Campaign: Burst of Luck
Brand: Gov.sg
Gov.sg’s Chinese New Year campaign trades in fireworks for a narrative that navigates family ties. Developed with the Ministry of Digital Development and Information and creative agency DSTNCT, the short film follows the comedic chaos of a reunion dinner that unravels after an unexpected mishap forces them to actually look up and pull together.
Directed by Cheng Chai Hong, the films leans into sharp, situational humour rather than soft-focus sentimentality. At its centre is an exasperated matriarch, whose wish for togetherness is repeatedly tested until the night’s chaos gently nudges everyone toward the same. The film comes to a simple conclusion: the most meaningful gift is being truly present with one another
Campaign: 纸为你 (Crafted With Love)
Brand: Marrybrown
Marrybrown's film is a tribute to the delicate art of paper cutting, exploring the ways tradition quietly bind families together. The title itself is a poetic play on words, meaning both “Paper for You” and “Only for You."
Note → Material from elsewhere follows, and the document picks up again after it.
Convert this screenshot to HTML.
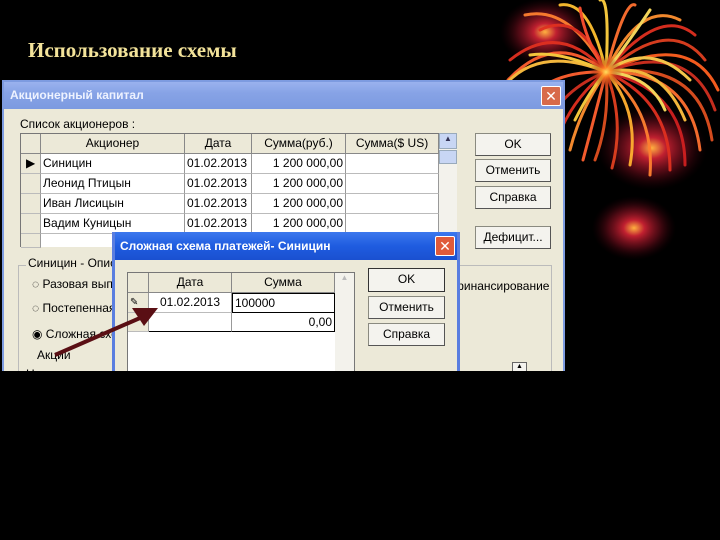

Created by Dentsu Creative Malaysia, the 2:41 focuses on how this craft represents symbols of blessing and good fortune. The narrative traces the evolving relationship between a grandmother and her granddaughter through years of closeness, distance, and reunion. As one generation teaches the next, each paper cut represents bonding, shared values, and blessings that feels deeply familiar to local families.
Campaign: 心结 The Promise
Brand: Prudential
Created by Naga DDB Tribal, Prudential Malaysia's short film looks at wealth through the lens of relationships rather than bank balances. The narrative follows a young man unsure if he’s ready to marry and provide for his girlfriend. Through conversations with the God of Prosperity, realises that wealth is something measured in shared journeys and commitment, not just finances. The film borrows the visual language of a serial drama, using close, dialogue-heavy scenes and steady, domestic pacing to build emotional tension around a seemingly ordinary conversation.